Der Beitrag von STEPHAN STOMPOROWSKI, der das didaktische Modell und ausgewählte Lernmaterialien aus dem Projekt „Berufsbildung für nachhaltiges Handeln in der Hotel- und Gaststättenbranche: DAS Globale Welt Hotel“ präsentierte, findet sich in der Dokumentation des Workshops 09 der 16. Hochschultage in dieser Online-Ressource.
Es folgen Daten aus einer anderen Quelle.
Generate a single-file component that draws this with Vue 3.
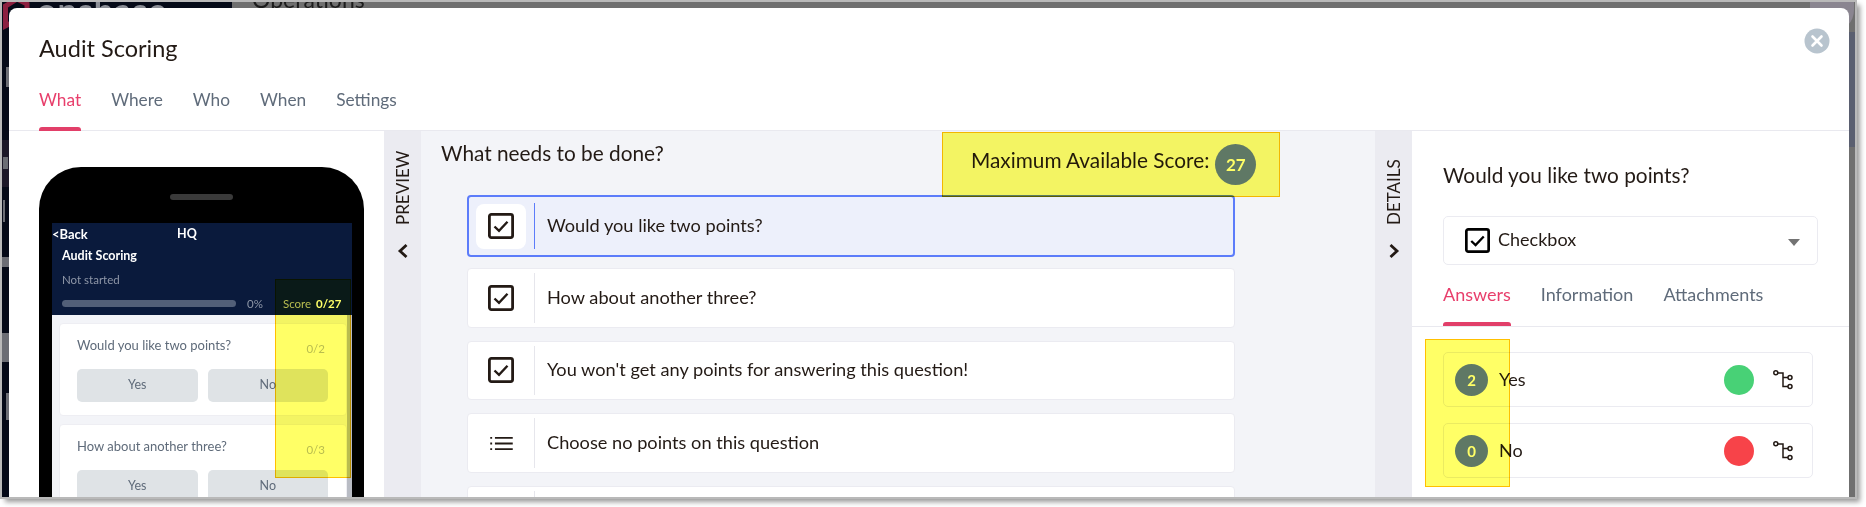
<script setup>
const tabs = ['What', 'Where', 'Who', 'When', 'Settings']
const detailTabs = ['Answers', 'Information', 'Attachments']
const questions = [
  { text: 'Would you like two points?', icon: 'check', active: true },
  { text: 'How about another three?', icon: 'check' },
  { text: "You won't get any points for answering this question!", icon: 'check' },
  { text: 'Choose no points on this question', icon: 'list' },
  { text: '', icon: '' },
]
const answers = [
  { score: 2, label: 'Yes', color: '#48d176' },
  { score: 0, label: 'No', color: '#f74349' },
]
const phoneCards = [
  { text: 'Would you like two points?', score: '0/2' },
  { text: 'How about another three?', score: '0/3' },
]
</script>

<template>
  <div class="shot">
    <div class="backdrop">
      <div class="backdrop-top">
        <div class="brand"><span class="brand-name">opsbase</span></div>
        <div class="page-name">Operations</div>
      </div>
      <!-- bits of the page behind the modal -->
      <svg class="brand-mark" viewBox="0 0 30 30">
        <path d="M15 -3L25 2 25 8 15 18 3.500 24V4Z" fill="none" stroke="#8c2040" stroke-width="5" />
      </svg>
      <span class="avatar"></span>
      <span class="right-top"></span>
      <span class="side side-a"></span>
      <span class="side side-b"></span>
      <span class="side side-c"></span>
      <span class="side side-d"></span>
      <span class="side side-e"></span>
      <span class="side side-f"></span>
      <span class="side side-g"></span>

      <div class="modal">
        <header class="modal-head">
          <h1>Audit Scoring</h1>
          <nav class="tabs">
            <span v-for="(t, i) in tabs" :key="t" class="tab" :class="{ on: i === 0 }">{{ t }}</span>
          </nav>
          <svg class="close" viewBox="0 0 26 26">
            <circle cx="13" cy="13" r="12.500" fill="#b8c4ce" />
            <path d="M8.500 8.500l9 9M17.500 8.500l-9 9" stroke="#fff" stroke-width="2.600" stroke-linecap="round" />
          </svg>
        </header>

        <div class="body">
          <section class="preview">
            <div class="phone">
              <div class="speaker"></div>
              <div class="screen">
                <div class="screen-head">
                  <div class="nav-row"><span class="back">&lt;Back</span><span class="hq">HQ</span></div>
                  <div class="audit-name">Audit Scoring</div>
                  <div class="status">Not started</div>
                  <div class="progress-row">
                    <div class="progress"></div>
                    <span class="pct">0%</span>
                    <span class="score">Score <b>0/27</b></span>
                  </div>
                </div>
                <div class="screen-body">
                  <div v-for="c in phoneCards" :key="c.text" class="p-card">
                    <div class="p-q"><span>{{ c.text }}</span><span class="p-score">{{ c.score }}</span></div>
                    <div class="p-btns"><span>Yes</span><span>No</span></div>
                  </div>
                </div>
              </div>
            </div>
          </section>

          <aside class="strip">
            <span class="strip-label">PREVIEW</span>
            <svg class="chev" viewBox="0 0 12 16"><path d="M9.500 2L3 8l6.500 6" /></svg>
          </aside>

          <section class="center">
            <h2>What needs to be done?</h2>
            <div class="max-score"><span class="max-text">Maximum Available Score:</span><span class="max-num">27</span></div>
            <div class="q-list">
              <div v-for="(q, i) in questions" :key="i" class="q-row" :class="{ active: q.active }">
                <div class="q-icon">
                  <svg v-if="q.icon === 'check'" viewBox="0 0 26 26" class="check-ic">
                    <rect x="1.400" y="1.400" width="23.200" height="23.200" rx="2" fill="none" stroke="#231a15" stroke-width="2.800" />
                    <path d="M6.500 13.500l4.500 4.300 8.500-9" fill="none" stroke="#231a15" stroke-width="2.400" />
                  </svg>
                  <svg v-else-if="q.icon === 'list'" viewBox="0 0 24 16" class="list-ic">
                    <path d="M5 2h19M5 8h19M5 14h19" stroke="#231a15" stroke-width="2" />
                    <path d="M0 2h2M0 8h2M0 14h2" stroke="#231a15" stroke-width="2" />
                  </svg>
                </div>
                <div class="q-text">{{ q.text }}</div>
              </div>
            </div>
          </section>

          <aside class="strip">
            <span class="strip-label">DETAILS</span>
            <svg class="chev" viewBox="0 0 12 16"><path d="M2.500 2L9 8l-6.500 6" /></svg>
          </aside>

          <section class="details">
            <div class="d-top">
              <h2>Would you like two points?</h2>
              <div class="select">
                <svg viewBox="0 0 26 26" class="check-sel">
                  <rect x="1.400" y="1.400" width="23.200" height="23.200" rx="2" fill="#fff" stroke="#000" stroke-width="2.800" />
                  <path d="M6.500 13.500l4.500 4.300 8.500-9" fill="none" stroke="#000" stroke-width="2.400" />
                </svg>
                <span class="select-text">Checkbox</span>
                <i class="caret"></i>
              </div>
              <nav class="d-tabs">
                <span v-for="(t, i) in detailTabs" :key="t" class="tab" :class="{ on: i === 0 }">{{ t }}</span>
              </nav>
            </div>
            <div class="answers">
              <div v-for="a in answers" :key="a.label" class="answer">
                <span class="a-score">{{ a.score }}</span>
                <span class="a-label">{{ a.label }}</span>
                <span class="a-dot" :style="{ background: a.color }"></span>
                <svg class="branch" viewBox="0 0 20 20">
                  <g fill="none" stroke="#231a15" stroke-width="1.500">
                    <circle cx="2.800" cy="2.800" r="2" />
                    <circle cx="17" cy="7.500" r="2" />
                    <circle cx="17" cy="16.500" r="2" />
                    <path d="M4.800 3H10V16.500H15M10 7.500H15" />
                  </g>
                </svg>
              </div>
            </div>
          </section>
        </div>

        <!-- highlighter boxes drawn over the screenshot -->
        <div class="mark mark-phone"></div>
        <div class="mark mark-max"></div>
        <div class="mark mark-answers"></div>
      </div>
    </div>
  </div>
</template>

<style scoped>
.shot {
  width: 1866px;
  height: 507px;
  background: #fff;
  padding: 2px 11px 10px 2px;
  box-sizing: border-box;
  overflow: hidden;
  font-family: 'Lato', 'Open Sans', sans-serif;
  color: #231a15;
}
.backdrop {
  position: relative;
  width: 1853px;
  height: 495px;
  background: linear-gradient(90deg, #050a18 0, #050a18 230px, #6f6f6f 230px);
  box-shadow: 0 0 0 2px #b9b9b9, 4px 4px 5px 1px rgba(0, 0, 0, 0.4);
  display: flex;
  flex-direction: column;
}
.backdrop-top {
  height: 6px;
  overflow: hidden;
  display: flex;
  flex: none;
}
.brand {
  width: 230px;
  flex: none;
  padding-left: 35px;
  box-sizing: border-box;
}
.brand-name {
  display: block;
  margin-top: -9px;
  font-size: 34px;
  line-height: 33px;
  font-weight: 700;
  color: #8c8f97;
  letter-spacing: 1px;
}
.brand-mark {
  position: absolute;
  left: 0;
  top: 0;
  width: 30px;
  height: 30px;
}
.avatar {
  position: absolute;
  left: 1808px;
  top: 0;
  width: 44px;
  height: 30px;
  background: #8a8590;
  border-radius: 0 0 22px 22px;
}
.right-top {
  position: absolute;
  right: 0;
  top: 30px;
  width: 7px;
  height: 115px;
  background: #5a5f70;
}
.side {
  position: absolute;
  left: 0;
  width: 7px;
  background: #6b6d74;
}
.side-a {
  top: 65px;
  height: 20px;
  width: 3px;
  left: 4px;
}
.side-b {
  top: 138px;
  height: 47px;
  background: #1c1828;
}
.side-c {
  top: 155px;
  height: 12px;
  left: 1px;
  width: 5px;
}
.side-d {
  top: 198px;
  height: 22px;
  left: 1px;
  width: 2px;
}
.side-e {
  top: 255px;
  height: 10px;
}
.side-f {
  top: 331px;
  height: 29px;
}
.side-g {
  top: 391px;
  height: 27px;
  width: 3px;
  left: 4px;
}
.page-name {
  margin: -17px 0 0 20px;
  font-size: 23px;
  color: #1c1c1c;
}
.modal {
  flex: 1;
  min-height: 0;
  margin: 0 6px 0 7px;
  background: #fff;
  border-radius: 8px 8px 0 0;
  overflow: hidden;
  position: relative;
  display: flex;
  flex-direction: column;
}
.modal-head {
  flex: none;
  height: 123px;
  box-sizing: border-box;
  padding: 25px 30px 0;
  border-bottom: 1px solid #e9e9ef;
  position: relative;
}
h1 {
  margin: 0;
  font-size: 23.500px;
  line-height: 30px;
  font-weight: 400;
}
.tabs {
  display: flex;
  gap: 30px;
  margin-top: 25px;
}
.tabs .tab {
  font-size: 17.300px;
}
.tab {
  font-size: 18px;
  line-height: 24px;
  color: #5f6b7a;
  position: relative;
  display: block;
}
.tab.on {
  color: #e83e6b;
}
.tab.on::after {
  content: '';
  position: absolute;
  left: 0;
  right: 0;
  top: 39px;
  height: 4px;
  background: #e23f69;
  border-radius: 3px 3px 0 0;
}
.d-tabs .tab.on::after {
  top: 40px;
}
.close {
  position: absolute;
  top: 20px;
  right: 19px;
  width: 26px;
  height: 26px;
}
.body {
  flex: 1;
  min-height: 0;
  display: flex;
}
.preview {
  width: 375px;
  flex: none;
  box-sizing: border-box;
  padding: 36px 20px 0 30px;
  background: #fff;
}
.phone {
  width: 325px;
  height: 400px;
  background: #000;
  border-radius: 42px 42px 0 0;
  padding-top: 27px;
  box-sizing: border-box;
}
.speaker {
  width: 63px;
  height: 6px;
  margin: 0 auto;
  background: #3a3a3a;
  border-radius: 3px;
}
.screen {
  width: 300px;
  margin: 23px 0 0 13px;
}
.screen-head {
  height: 92px;
  background: #0a1a3c;
  color: #fff;
  font-size: 11.500px;
}
.nav-row {
  display: flex;
  height: 21px;
  align-items: center;
  font-weight: 700;
  font-size: 13px;
}
.back {
  width: 125px;
}
.hq {
  font-size: 12.500px;
}
.audit-name {
  padding-left: 10px;
  margin-top: 1px;
  font-size: 12.500px;
  font-weight: 700;
  line-height: 22px;
}
.status {
  padding-left: 10px;
  margin-top: 1px;
  line-height: 23px;
  color: #8f97a8;
}
.progress-row {
  display: flex;
  align-items: center;
  padding-left: 10px;
  margin-top: 1px;
  height: 22px;
}
.progress {
  width: 174px;
  height: 7px;
  background: #525f78;
  border-radius: 4px;
}
.pct {
  margin-left: 11px;
  width: 36px;
  color: #8f97a8;
}
.score {
  color: #b8bdc6;
}
.score b {
  color: #fff;
  margin-left: 2px;
}
.screen-body {
  background: #f3f4f8;
  padding: 8px 0 0 7px;
  height: 200px;
  border-right: 5px solid #b9bcc4;
  box-sizing: border-box;
  width: 300px;
}
.p-card {
  width: 288px;
  height: 93px;
  background: #fff;
  border: 1px solid #eeeef3;
  border-radius: 4px;
  box-sizing: border-box;
  padding: 12px 18px 0 17px;
  margin-bottom: 8px;
}
.p-q {
  display: flex;
  justify-content: space-between;
  font-size: 13px;
  color: #5f6b7a;
  line-height: 18px;
}
.p-score {
  color: #b9bdc2;
  font-size: 11.500px;
  margin: 4px 3px 0 0;
}
.p-btns {
  display: flex;
  gap: 10px;
  margin-top: 11px;
}
.p-btns span {
  flex: 1;
  height: 33px;
  line-height: 32px;
  background: #dfe3e6;
  border-radius: 5px;
  text-align: center;
  font-size: 12.500px;
  color: #5f6b7a;
}
.strip {
  width: 37px;
  flex: none;
  background: #ebebf1;
  box-sizing: border-box;
  padding-top: 19px;
  display: flex;
  flex-direction: column;
  align-items: center;
  height: 100%;
}
.strip-label {
  writing-mode: vertical-rl;
  transform: rotate(180deg);
  font-size: 17px;
  line-height: 18px;
  height: 75px;
  text-align: left;
}
.chev {
  width: 12px;
  height: 16px;
  margin-top: 18px;
}
.chev path {
  fill: none;
  stroke: #231a15;
  stroke-width: 2.800;
}
.center {
  width: 954px;
  flex: none;
  box-sizing: border-box;
  background: #f3f4f8;
  padding: 9px 20px 0;
  position: relative;
}
h2 {
  margin: 0;
  font-size: 20.800px;
  line-height: 26px;
  font-weight: 400;
}
.max-score {
  position: absolute;
  top: 13px;
  left: 550px;
  display: flex;
  align-items: flex-start;
  gap: 6px;
  white-space: nowrap;
}
.max-text {
  margin-top: 3px;
  font-size: 20.800px;
  line-height: 26px;
}
.max-num {
  width: 41px;
  height: 41px;
  border-radius: 50%;
  background: #5f78fb;
  color: #fff;
  font-size: 17px;
  font-weight: 700;
  text-align: center;
  line-height: 41px;
}
.q-list {
  margin: 29px 0 0 26px;
  width: 768px;
  display: flex;
  flex-direction: column;
  gap: 13px;
}
.q-row {
  height: 59.670px;
  background: #fff;
  border: 1px solid #ebebf1;
  border-radius: 4px;
  display: flex;
  align-items: center;
  padding: 4px 0;
  box-sizing: border-box;
  flex: none;
}
.q-row.active {
  background: #edf0fb;
  border: 2px solid #5c7cfa;
  height: 62px;
  margin-bottom: -2px;
  padding: 6px 0 6px 7px;
}
.q-icon {
  width: 50px;
  height: 45px;
  margin-left: 8px;
  display: flex;
  align-items: center;
  justify-content: center;
  flex: none;
  border-radius: 8px;
}
.active .q-icon {
  background: #fff;
  margin-left: 0;
}
.check-ic {
  width: 26px;
  height: 26px;
}
.list-ic {
  width: 23px;
  height: 15px;
}
.q-text {
  align-self: stretch;
  flex: 1;
  margin-left: 8px;
  padding: 0 0 2px 12px;
  border-left: 1px solid #e6e6ec;
  display: flex;
  align-items: center;
  font-size: 18.200px;
}
.active .q-text {
  border-left-color: #5c7cfa;
}
.details {
  flex: 1;
  min-width: 0;
  background: #fff;
}
.d-top {
  height: 196px;
  box-sizing: border-box;
  padding: 31px 31px 0;
  border-bottom: 1px solid #e9e9ef;
}
.select {
  margin-top: 28px;
  width: 375px;
  height: 49px;
  box-sizing: border-box;
  border: 1px solid #ebebf1;
  border-radius: 5px;
  display: flex;
  align-items: center;
  padding-left: 21px;
  font-size: 18px;
  position: relative;
}
.select-text {
  margin-top: -3px;
}
.check-sel {
  width: 25px;
  height: 25px;
  margin-right: 8px;
}
.caret {
  position: absolute;
  right: 17px;
  top: 22px;
  border-left: 6px solid transparent;
  border-right: 6px solid transparent;
  border-top: 7px solid #737373;
}
.d-tabs {
  display: flex;
  gap: 30px;
  margin-top: 17px;
}
.answers {
  padding: 25px 0 0 31px;
  display: flex;
  flex-direction: column;
  gap: 16px;
}
.answer {
  width: 370px;
  height: 55px;
  box-sizing: border-box;
  border: 1px solid #ebebf1;
  border-radius: 5px;
  display: flex;
  align-items: center;
  padding: 0 19px 0 11px;
}
.a-score {
  width: 33px;
  height: 32px;
  border-radius: 50%;
  background: #5f78fb;
  color: #fff;
  font-size: 15px;
  font-weight: 700;
  line-height: 32px;
  text-align: center;
  flex: none;
}
.a-label {
  margin: -2px 0 0 11px;
  font-size: 18px;
  flex: 1;
}
.a-dot {
  width: 30px;
  height: 30px;
  border-radius: 50%;
  flex: none;
}
.branch {
  width: 20px;
  height: 20px;
  margin-left: 19px;
  flex: none;
}
.mark {
  position: absolute;
  background: #ffff66;
  border: 1px solid #ffc000;
  mix-blend-mode: multiply;
  box-sizing: border-box;
}
.mark-phone {
  left: 266px;
  top: 271px;
  width: 76px;
  height: 199px;
}
.mark-max {
  left: 933px;
  top: 124px;
  width: 338px;
  height: 65px;
}
.mark-answers {
  left: 1416px;
  top: 331px;
  width: 85px;
  height: 148px;
}
</style>

<style>
html,
body {
  margin: 0;
  background: #fff;
}
</style>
Im folgenden Beitrag stellen NANCY MATTAUSCH und IRMHILD KETTSCHAU das vom BMBF geförderte Projekt Berufliche Bildung für eine nachhaltige Entwicklung in der Ernährungsbranche vor. Ökologische, ökonomische und soziale Herausforderungen des Ernährungssystems erfordern die Entwicklung eines curricularen Rahmens, um die für ein nachhaltiges Handeln erforderlichen Kompetenzen und Qualifikationen in der beruflichen Bildung der Ernährungsbranche zu fördern. An der Fachhochschule Münster wird hierzu ein Rahmencurriculum entwickelt, erprobt und standardisiert. Vor dem Hintergrund einer kurzen Sektoranalyse der Gemeinschaftsverpflegung – als ein exemplarisches Handlungsfeld der Ernährungsbranche – zeigen die Autorinnen die Ziele und Vorgehensweisen für die Entwicklung von Curriculumelementen zur beruflichen Bildung für eine nachhaltige Entwicklung mit branchenweiter Gültigkeit auf.